In accordance with GitOps principles, the Kubernetes manifests expressing the intended state for Weave Cloud are kept in a git repository with Weave Cloud Deploy ensuring the cluster is kept in sync and alerting on any variance. Because of this, we can execute the plan with a sequence of pull-requests matching the steps outlined above:

PR #1: Make Microservices Read-only

Most of our databases have multiple clients in the cluster - microservice replicas, sync processes, stats exporters etc. Our intent here is to make them all read-only as a single logical operation, so we collect all the manifest updates in a single commit which can be reviewed for correctness.

When it is merged, Weave Cloud Deploy automatically applies all the manifest updates to the cluster, and the services gracefully roll over to read-only as the Kubernetes deployment controller works its magic. We need to wait until all the rolling deployments are complete before it is safe to merge the sync job PR introduced in the next section. For this we used the Weave Cloud Deploy UI, which can display rollout progress of all workloads across the entire cluster.

At any point, reverting this PR will restore the cluster to a working state in seconds without needing to mess around with snapshot restoration; the existing database effectively functions as a hot-standby until we have verified the migration is complete.

PR #2: Create Sync Job

We want the PostgreSQL dump/restore operation to take place inside the cluster for two key reasons:

  • Speed. This operation is the limiting factor in meeting our write-downtime objective.
  • Security.
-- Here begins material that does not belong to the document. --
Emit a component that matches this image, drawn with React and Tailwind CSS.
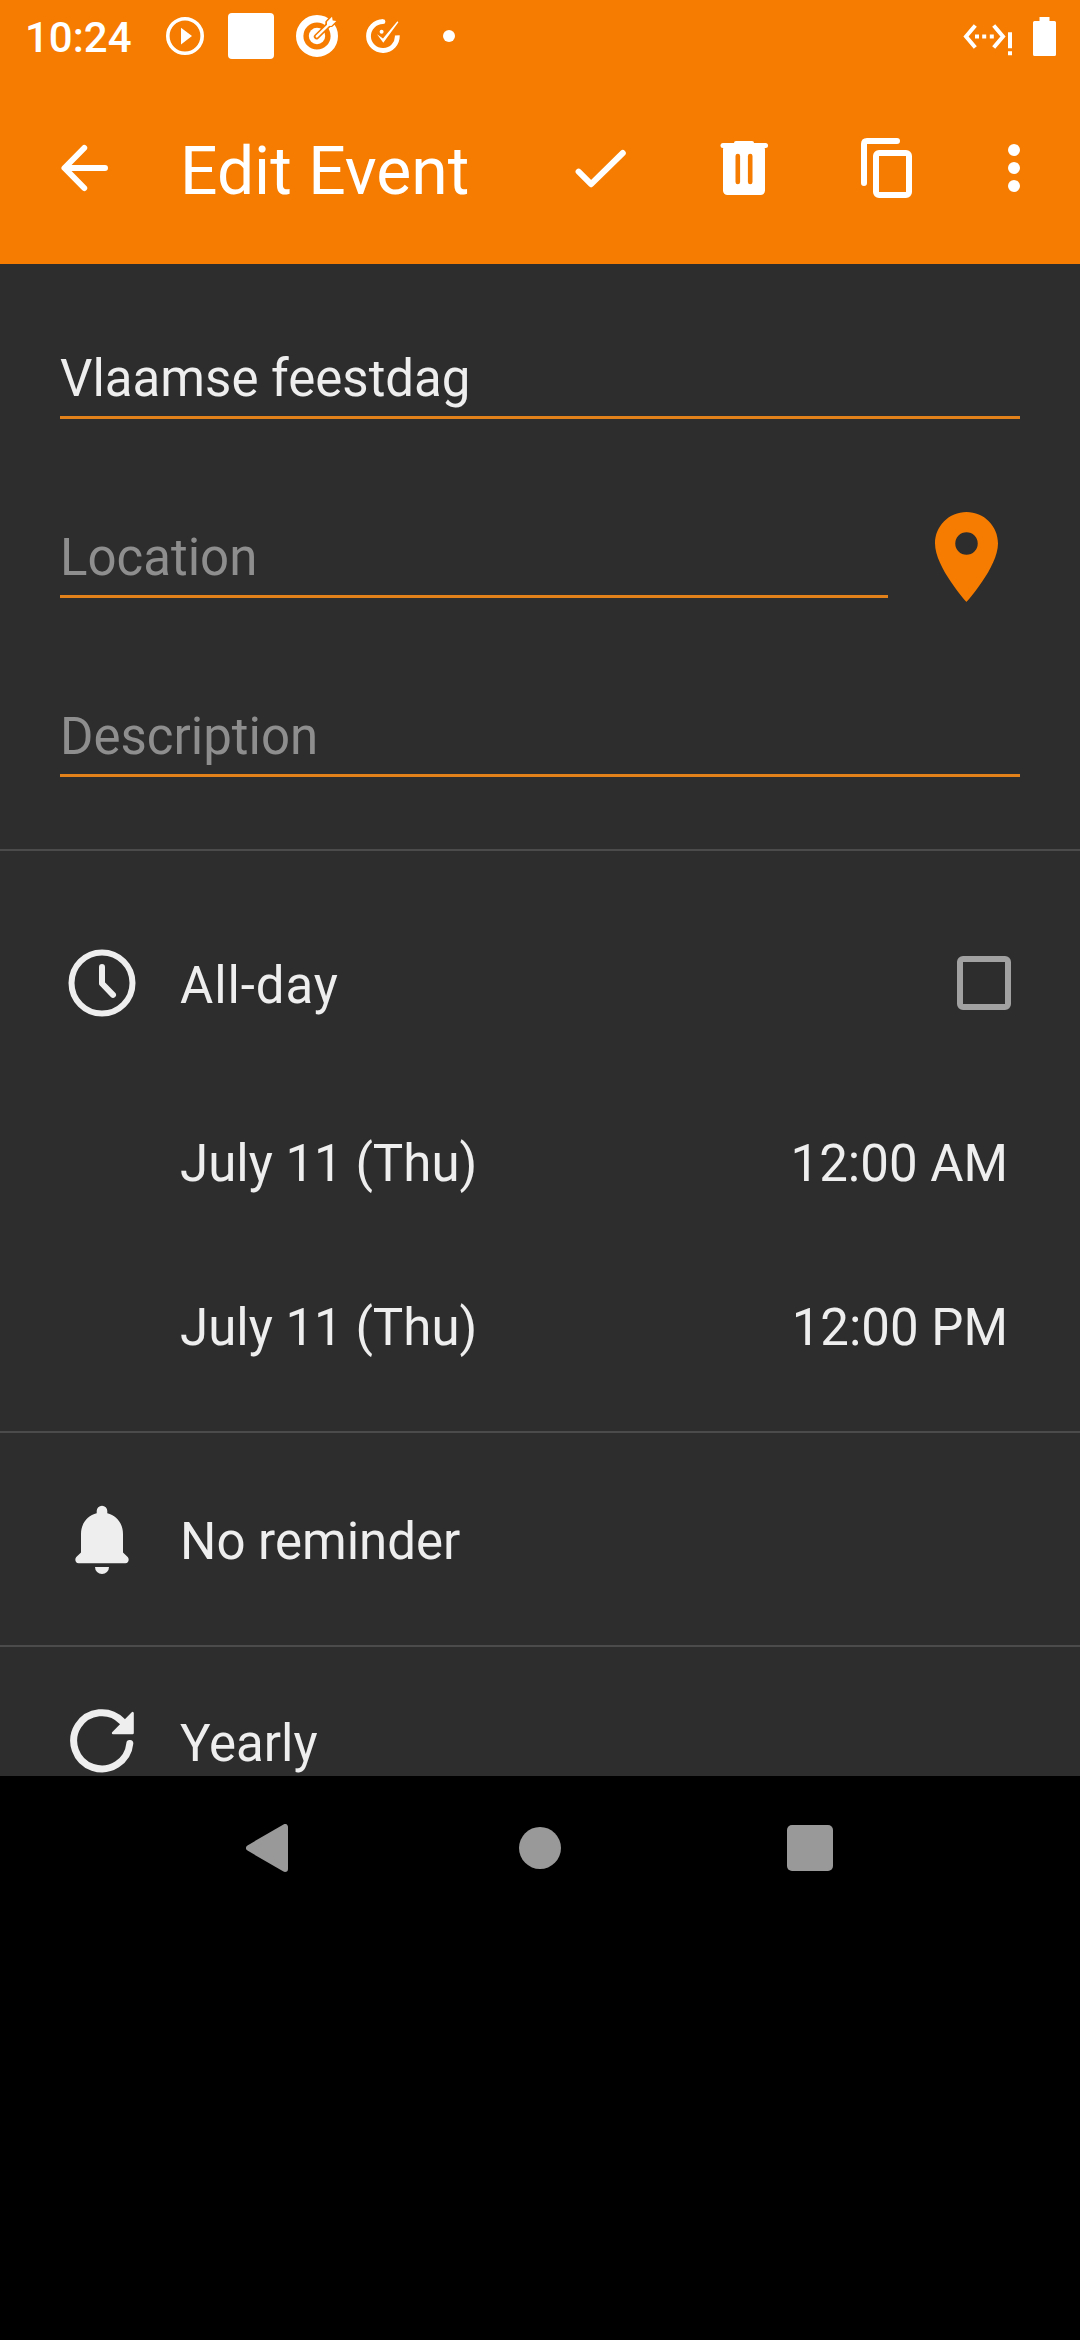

We don’t want to export either the data or PostgreSQL credentials outside the cluster, and in any case the RDS instances can only be accessed from the VPC.

Instead of SSHing into the cluster and running a migration script, we can use the Kubernetes Jobworkload:

apiVersion: batch/v1
kind: Job
metadata:
  name: rds-migration-billing
  labels:
    type: rds-migration
spec:
  backoffLimit: 0
  template:
    spec:
      restartPolicy: Never
      containers:
      - name: migrate
        image: postgres:10.6
        command: [ "/bin/bash" ]
        args:
        - -c
        - |
          set -o xtrace
          set -o errexit
          set -o pipefail
          pg_dump --format=tar "$SOURCEURL" | pg_restore --no-owner --no-privileges --schema=public --role=billing --dbname "$DESTURL"
        env:
        - name: SOURCEURL
          value: postgres://billing@dedicated-billing-instance.XXX.rds.amazonaws.com/billing
        - name: DESTURL
          value: postgres://billing@shared-instance.XXX.rds.amazonaws.com/billing
        - name: PGPASSFILE
          value: /credentials/pgpass
        volumeMounts:
        - name: pgpass-secret-volume
          mountPath: /credentials
      volumes:
      - name: pgpass-secret-volume
        secret:
          secretName: pgpass
          defaultMode: 0600

ThebackoffLimit and restartPolicy are configured to prevent retries in the event of failure - if something goes wrong we want the operator to inspect the situation and decide what to do next.

Once the PR is merged, the job can be monitored for successful completion:

$ kubectl get jobs -l type=rds-migration
NAMESPACE      NAME                          COMPLETIONS   DURATION   AGE
billing        rds-migration-billing         1/1           7s         50s

PR #3: Switch Microservices to New Database

Having verified that the migration job completed successfully, we can now merge the final PR which is similar in form to PR #1 but instead updates the client services to use the new database connection parameters. Once merged, Kubernetes will gracefully roll the services over to the new database, restoring full read-write service.

Once the migration was done we followed up with a PR to remove the completed sync jobs. The current version of Weave Cloud Deploy doesn’t delete resources from the API server when they disappear from the config repository, so we did it manually, but that feature is already in progress!